Time scarcity is a nagging, restless, insatiably hungry ghost. We can feed it and feed it and it never gets full. For, time spent living in fear of the absence of more time is precious time lost. Time not spent enjoying the fruits of your life’s labor. Time not spent reflecting on days gone by with dear friends and kin. Time not spent making sense of the wounds and wisdom of your lineage. Time not spent mentoring future generations and cultivating your legacy.

No matter how you dream of spending your time, in the words of Ram Dass, you have to be here now to do it. 

What if there is another way to relate to time and the resources we need to survive? What if you could simplify your life in order to focus on your legacy, to spend the time you have left in ways that matter to you while enhancing your sense of fulfillment by investing in future generations? What might be possible?

Many of us are familiar with the notion of healing our scarcity wounds around money by developing a mindset of abundance. But what about time scarcity within violent, extractive systems of racialized, capitalist patriarchy? 

There are tools to tend to the wounds of scarcity that include compassionate awareness and accurate assessment of what you have, be it time or money. We can choose to take our time back and get clear on what abundant time and resource really looks like for us. Recently, I heard someone describe abundance as the capacity to perceive beauty. 

There are no individual solutions to the many, complex, and converging issues of our time. No single person’s choices will solve climate collapse or the legacy of colonization. These converging crises are systemic in nature. All life will ultimately end in death. However, our individual choices can make our lives better. By incrementally increasing our wellbeing through owning our personal power, we can better support the thriving of our relationships and communities. 

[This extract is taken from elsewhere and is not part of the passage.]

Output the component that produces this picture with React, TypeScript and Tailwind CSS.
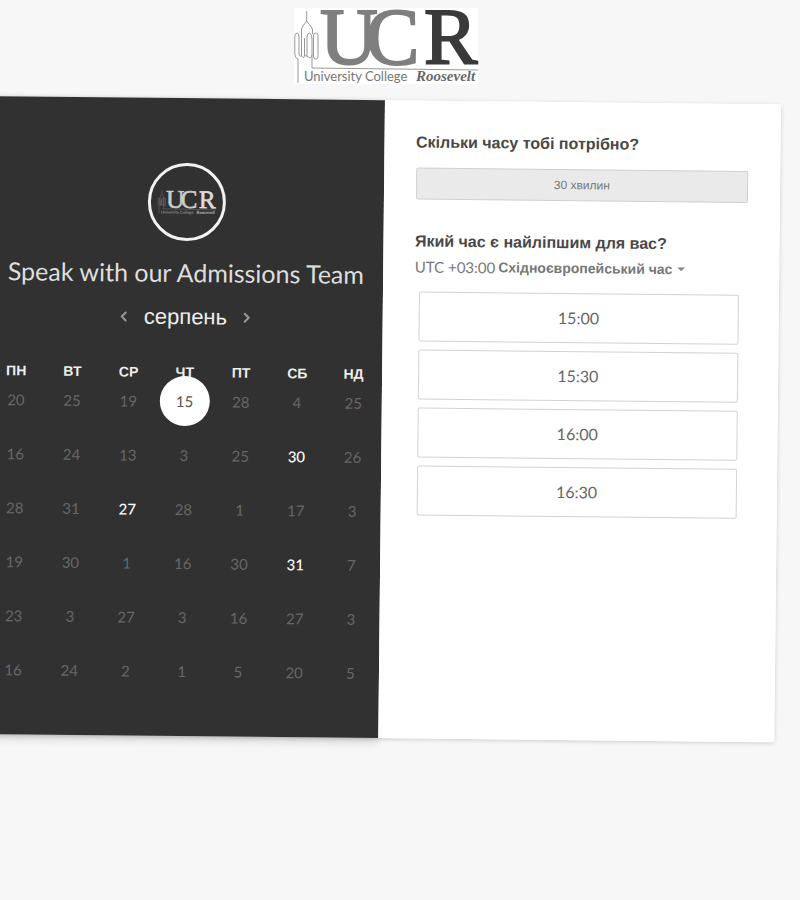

By getting intentional about our legacy and footprint, our hopeful actions can ripple out into the future, our healing can ripple backwards through the timeline of our lineages. We can learn from the Haudenosaunee first nations people who are guided by the seventh generation principle: our actions today should be assessed for how they will impact those who are not yet born but who will inherit the world. This is where our collective power thrives. This is how we become embodied agents of change.